1 April 2011. I’m trying to beat a self-imposed but important deadline with The Proteant Enigmass. A few people have said they’d like to see the working ms., but I’m waiting till I get to a certain point in the story so they can get a better sense of what I’m trying to do. And I’d really, really like to do that before Tuesday’s operation. (As it stands, no one has seen any part of this thing, and I need to know soon how much of a fool’s errand I’ve been on, maybe leaving enough time in this life to go back to writing something more conventional. Perhaps an account of my gradual revision and, possibly, eventual erosion by way of minor surgical procedures.
7 April 2011. I’m amazed at what modern surgery is capable of. Two days ago I had an operation for a ventral hernia, where the surgeon installed a roughly 25x20cm patch of synthetic mesh between my innermost abdominal muscles and my internal organs. He did this thing arthroscopically (laparoscopically, to be more precise), using a fiberoptic video camera, a sonic scalpel, a wee gripper on a stick, and a cross between a riveter and a staple gun to tack the patch to the muscles with spiral bits of titanium. The surgical procedure itself took about 10 minutes; another 50 minutes were spent in trying to insert the patch, which the doc said was unusually large, and which they had to keep re-rolling and trying to poke into place.

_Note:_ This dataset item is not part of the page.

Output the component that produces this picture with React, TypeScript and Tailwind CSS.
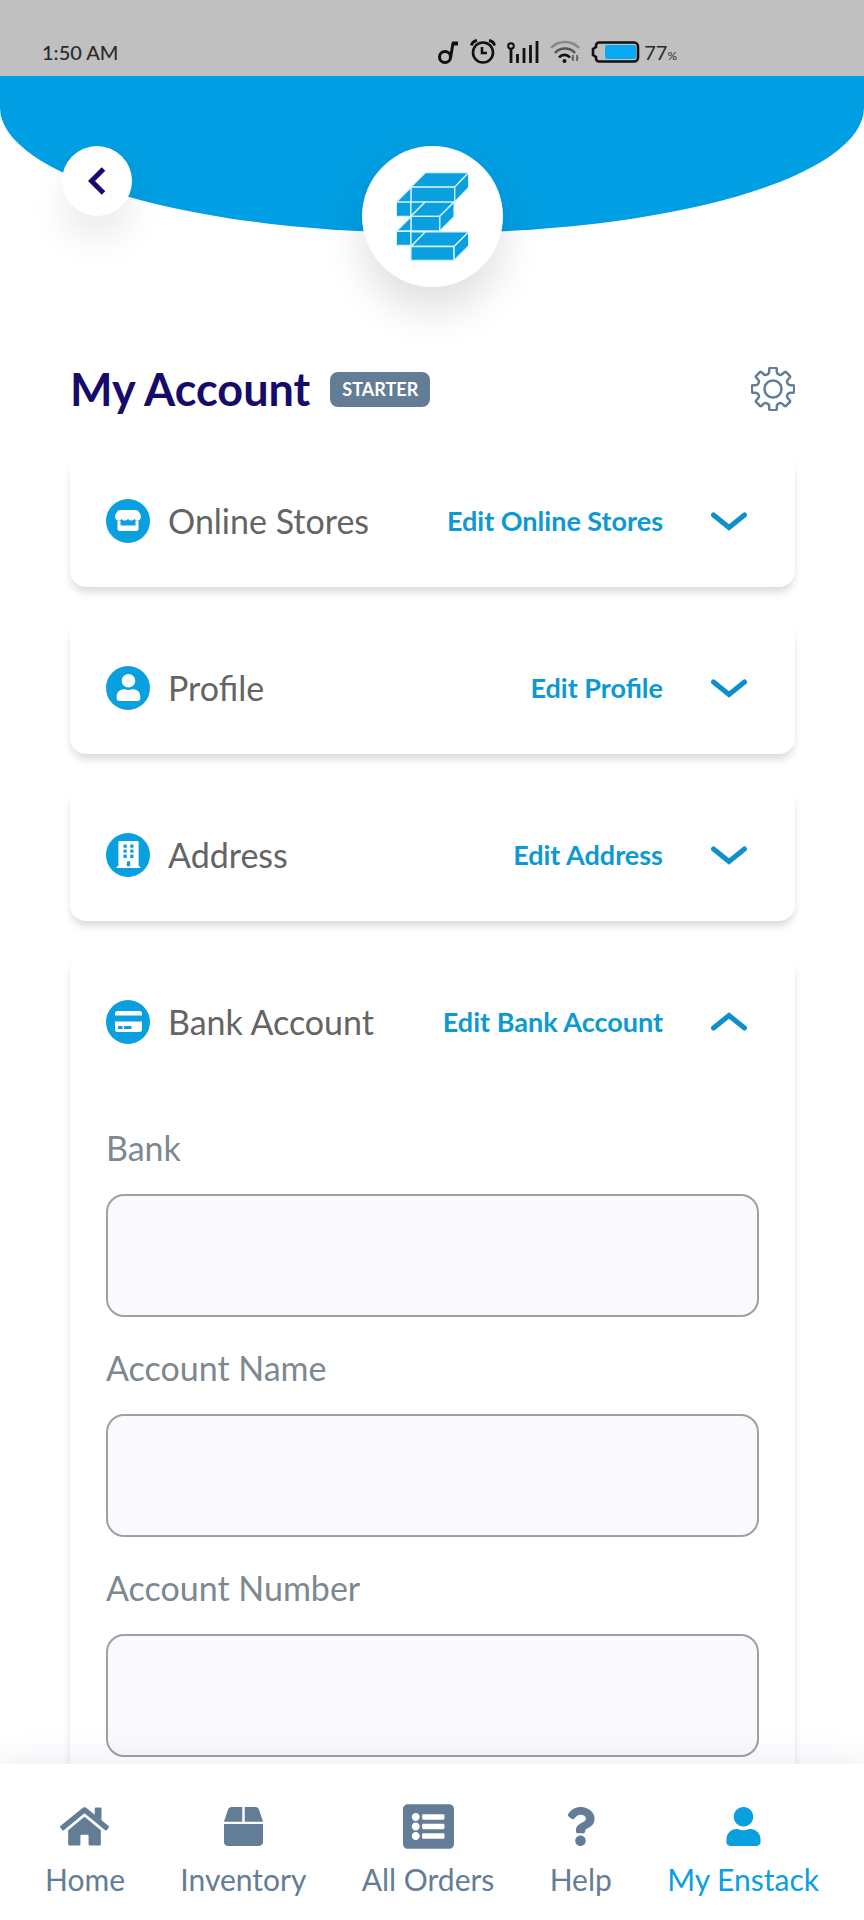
import React, { useState } from "react";
import {
  FaBox,
  FaBuilding,
  FaCreditCard,
  FaHome,
  FaListAlt,
  FaQuestion,
  FaUser,
} from "react-icons/fa";

function StatusBar() {
  return (
    <div className="flex items-center h-[76px] pt-[27px] pl-[42px] pr-[187px] bg-[#c0c0c0] text-[#2b2b2b] shrink-0">
      <span className="flex-1 text-[20px] leading-6 font-medium">1:50 AM</span>
      <div className="flex items-center gap-[11px]">
        <svg width="21" height="24" viewBox="0 0 21 24" fill="none" stroke="#111" strokeWidth="3">
          <circle cx="7" cy="17" r="5.500" />
          <path d="M12.500 18L15 3" />
          <path d="M14 3.500h6" strokeWidth="4" />
        </svg>
        <svg width="26" height="25" viewBox="0 0 26 25" fill="none" stroke="#111" strokeWidth="2.600">
          <circle cx="13" cy="13.500" r="10" />
          <path d="M12 8v6h5" />
          <path d="M1.500 6.500C2 4 4 2 7 1.500M24.500 6.500C24 4 22 2 19 1.500" strokeWidth="3" />
        </svg>
        <svg width="32" height="24" viewBox="0 0 32 24" fill="none" stroke="#111" strokeWidth="2.800">
          <circle cx="4" cy="6" r="2.800" strokeWidth="2" />
          <path d="M4 9v14M10.500 14v9M17 8v15M23.500 5v18M30 1v22" />
        </svg>
        <svg width="30" height="24" viewBox="0 0 30 24" fill="none" stroke="#888" strokeWidth="2.600">
          <path d="M1 8C8 0 22 0 29 8" />
          <path d="M5 13C10 7 20 7 25 13" stroke="#555" />
          <path d="M9 17.500C12 14 17 14 20 17.500" stroke="#111" />
          <circle cx="14.500" cy="21" r="2" fill="#111" stroke="none" />
          <path d="M23 15v6M27 15v6M21.500 18h1M27.500 18h1" stroke="#555" strokeWidth="1.500" />
        </svg>
        <div className="flex items-center gap-1">
          <svg width="49" height="24" viewBox="0 0 49 24">
            <path
              d="M8 2.500h35a4 4 0 0 1 4 4v11a4 4 0 0 1-4 4H8a3 3 0 0 1-3-3V17l-3-2V9l3-2V5.500a3 3 0 0 1 3-3z"
              fill="none"
              stroke="#111"
              strokeWidth="2.600"
            />
            <rect x="14" y="5" width="31" height="14" rx="2" fill="#0aa9f5" />
          </svg>
          <span className="flex items-baseline text-[20px] leading-6">
            77<span className="text-xs">%</span>
          </span>
        </div>
      </div>
    </div>
  );
}

function Logo() {
  return (
    <svg width="73" height="89" viewBox="168 126 220 267" fill="#0a9fdf" stroke="#d5f3ff" strokeWidth="4" strokeLinejoin="round">
      <path d="M257 127H387L345 171H213z" />
      <path d="M213 171H345V216H213z" />
      <path d="M387 127V172L345 216V171z" />
      <path d="M213 172V216H169z" />
      <path d="M169 216H213V259H169z" />
      <path d="M213 216H256L213 259z" />
      <path d="M256 216H343L300 259H213z" />
      <path d="M213 259H300V303H213z" />
      <path d="M343 216V260L300 303V259z" />
      <path d="M213 260V304H169z" />
      <path d="M169 304H213V347H169z" />
      <path d="M213 306H256L213 350z" />
      <path d="M256 306H387L343 350H213z" />
      <path d="M213 350H343V392H213z" />
      <path d="M387 306V348L343 392V350z" />
    </svg>
  );
}

function Header() {
  return (
    <header className="relative grid grid-cols-[1fr_auto_1fr] items-start pt-[70px] px-[62px]">
      <div className="absolute inset-x-0 top-0 h-[157px] bg-[#009ee2] rounded-b-[50%_80%]" />
      <button
        aria-label="Back"
        className="relative flex items-center justify-center w-[70px] h-[70px] rounded-full bg-white shadow-[0_24px_36px_rgba(0,0,0,0.08)]"
      >
        <svg width="18" height="28" viewBox="0 0 18 28" fill="none" stroke="#160b6b" strokeWidth="5">
          <path d="M15.500 2L3.500 14L15.500 26" />
        </svg>
      </button>
      <div className="relative flex items-center justify-center w-[141px] h-[141px] rounded-full bg-white shadow-[0_24px_40px_rgba(0,0,0,0.12)]">
        <Logo />
      </div>
    </header>
  );
}

// Cog outline: eight teeth, corners rounded through the edge midpoints.
function cogPath() {
  const pts: number[][] = [];
  for (let i = 0; i < 8; i++) {
    const ring = [
      [-18, 15.6],
      [-12.5, 17],
      [-10.5, 21.6],
      [-3, 21.2],
      [3, 21.2],
      [10.5, 21.6],
      [12.5, 17],
      [18, 15.6],
    ];
    ring.forEach(([deg, r]) => {
      const a = ((i * 45 + deg) * Math.PI) / 180;
      pts.push([22 + r * Math.sin(a), 22 - r * Math.cos(a)]);
    });
  }
  const mid = (a: number[], b: number[]) => `${(a[0] + b[0]) / 2} ${(a[1] + b[1]) / 2}`;
  const start = mid(pts[pts.length - 1], pts[0]);
  const curves = pts.map((p, i) => `Q${p[0]} ${p[1]} ${mid(p, pts[(i + 1) % pts.length])}`);
  return `M${start}${curves.join("")}Z`;
}

function StoreIcon() {
  return (
    <svg width="26" height="22" viewBox="0 0 26 22" fill="white">
      <path d="M5 0h16c2 0 4 3 5 6c0 3-1.500 4.500-3.500 4.500c-1 0-2-.5-3-1.500c-1 1-2 1.500-3.200 1.500S14 10 13 9c-1 1-2 1.500-3.300 1.500S7.500 10 6.500 9c-1 1-2 1.500-3 1.500C1.500 10.500 0 9 0 6C1 3 3 0 5 0z" />
      <path d="M2.500 10.500h3v5h15v-5h3V19a2 2 0 0 1-2 2h-17a2 2 0 0 1-2-2z" />
    </svg>
  );
}

type SectionProps = {
  title: string;
  icon: React.ReactNode;
  defaultOpen?: boolean;
  children?: React.ReactNode;
};

function Section({ title, icon, defaultOpen = false, children }: SectionProps) {
  const [open, setOpen] = useState(defaultOpen);

  return (
    <section className="bg-white rounded-[16px] shadow-[0_7px_10px_-2px_rgba(0,0,0,0.13),0_4px_8px_rgba(0,0,0,0.03)]">
      <div className="flex items-center h-[133px] px-9">
        <span className="flex items-center justify-center w-11 h-11 rounded-full bg-[#0a9fdf] text-white shrink-0">
          {icon}
        </span>
        <h2 className="flex-1 ml-[18px] text-[34px] leading-10 text-[#646464]">{title}</h2>
        <a href="#" className="text-[27px] leading-8 font-bold text-[#0d99d1]">
          Edit {title}
        </a>
        <button
          aria-label={`Toggle ${title}`}
          aria-expanded={open}
          onClick={() => setOpen(!open)}
          className="ml-12 mr-3"
        >
          <svg
            width="36"
            height="20"
            viewBox="0 0 36 20"
            fill="none"
            stroke="#0d8fcb"
            strokeWidth="5"
            strokeLinecap="round"
            className={open ? "rotate-180" : ""}
          >
            <path d="M2.500 4L18 16.500L33.500 4" />
          </svg>
        </button>
      </div>
      {open && children}
    </section>
  );
}

function Field({ id, label }: { id: string; label: string }) {
  return (
    <div className="flex flex-col gap-6">
      <label htmlFor={id} className="text-[34px] leading-[44px] text-[#7d8890]">
        {label}
      </label>
      <input
        id={id}
        type="text"
        className="w-full h-[123px] px-6 text-[34px] rounded-[18px] border-2 border-[#a0a0a0] bg-[#f9f9fe]"
      />
    </div>
  );
}

const navItems = [
  { label: "Home", icon: <FaHome size={49} /> },
  { label: "Inventory", icon: <FaBox size={39} /> },
  { label: "All Orders", icon: <FaListAlt size={51} /> },
  { label: "Help", icon: <FaQuestion size={39} /> },
  { label: "My Enstack", icon: <FaUser size={39} />, active: true },
];

function BottomNav() {
  return (
    <nav className="relative flex justify-between h-[156px] pt-9 px-[45px] bg-white shrink-0 shadow-[0_-6px_30px_rgba(50,40,130,0.08)]">
      {navItems.map((item) => (
        <a
          key={item.label}
          href="#"
          className={`flex flex-col items-center gap-[7px] ${item.active ? "text-[#0a9fdf]" : "text-[#647d96]"}`}
        >
          <span className="flex items-center h-[52px]">{item.icon}</span>
          <span className="text-[30px] leading-10">{item.label}</span>
        </a>
      ))}
    </nav>
  );
}

export default function App() {
  return (
    <div className="flex flex-col h-screen bg-white font-['Lato',sans-serif]">
      <StatusBar />
      <main className="flex-1 min-h-0 overflow-y-auto [scrollbar-width:none]">
        <Header />
        <div className="pl-[70px] pr-[69px] pt-20 pb-10">
          <div className="flex items-center">
            <h1 className="text-[45px] leading-[44px] font-bold text-[#160b6b]">My Account</h1>
            <span className="ml-5 px-3 rounded-lg bg-[#647d96] text-white text-[18px] leading-[35px] font-bold">
              STARTER
            </span>
            <button aria-label="Settings" className="ml-auto">
              <svg width="44" height="44" viewBox="0 0 44 44" fill="none" stroke="#647d96" strokeWidth="2.500">
                <path d={cogPath()} />
                <circle cx="22" cy="22" r="8.500" />
              </svg>
            </button>
          </div>
          <div className="flex flex-col gap-[34px] mt-[43px]">
            <Section title="Online Stores" icon={<StoreIcon />} />
            <Section title="Profile" icon={<FaUser size={27} />} />
            <Section title="Address" icon={<FaBuilding size={27} />} />
            <Section title="Bank Account" icon={<FaCreditCard size={27} />} defaultOpen>
              <form className="flex flex-col gap-[29px] px-9 pt-[38px] pb-9">
                <Field id="bank" label="Bank" />
                <Field id="account-name" label="Account Name" />
                <Field id="account-number" label="Account Number" />
              </form>
            </Section>
          </div>
        </div>
      </main>
      <BottomNav />
    </div>
  );
}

I have a brilliant CD of the internal scenes in magnificently gory color with my small intestines and some other stuff providing scenic background. Who knew these things could be such fun. (I’ve decided to deny visitors the pleasure of viewing this film, instead including a way-less dramatic image from the Web.)
I asked why they couldn’t use Mylar for the patch, thereby rendering me more invulnerable than I am to knife wounds and suchlike. If ever I give up the writing game, I may cross over into medical engineering.
Anyway, they sent me home yesterday and, today, I’m sitting quite comfortably at my computer, pretending to work. In six weeks, I’m told, I can go back to cross-his-heart-and-hope-to-die full-on living, including whatever practices it may have been that gave me the hernia in the first place.
I’m sort of hoping, though, that this is the last episode for some time to come in the ongoing saga of my surgical revision.
Almost put me off my breakfast before you said it wasn’t YOUR small intestine.
Still, one would like to see the video, see what you’re really like INside…
Put it up, eh… Who’s with me?
Back to some enjoyable reading…PENIG rools, OK!
I think I’ll wait for the results of your poll before I post the video. 🙂
By the way, that’s the first feedback on PENIG that I’ve had. Does it really read?
Cheers
They should have made the mesh out of kevlar, just in case anybody tries to shoot you.
That’s what I told the surgeon. He said stick to writing; he foresaw no future in medical engineering for me. (I’d also suggested we circumvent the wildly expensive, state-of-the-art synthetic mesh he preferred, which bonds to the muscles on one side but doesn’t stick to the internal organs on the other, by using the older mesh and simply spraying its inner side with Teflon. Again, he told me to go piss up a rope, or words to that effect. Visionaries are often unrecognized in their own time, eh?)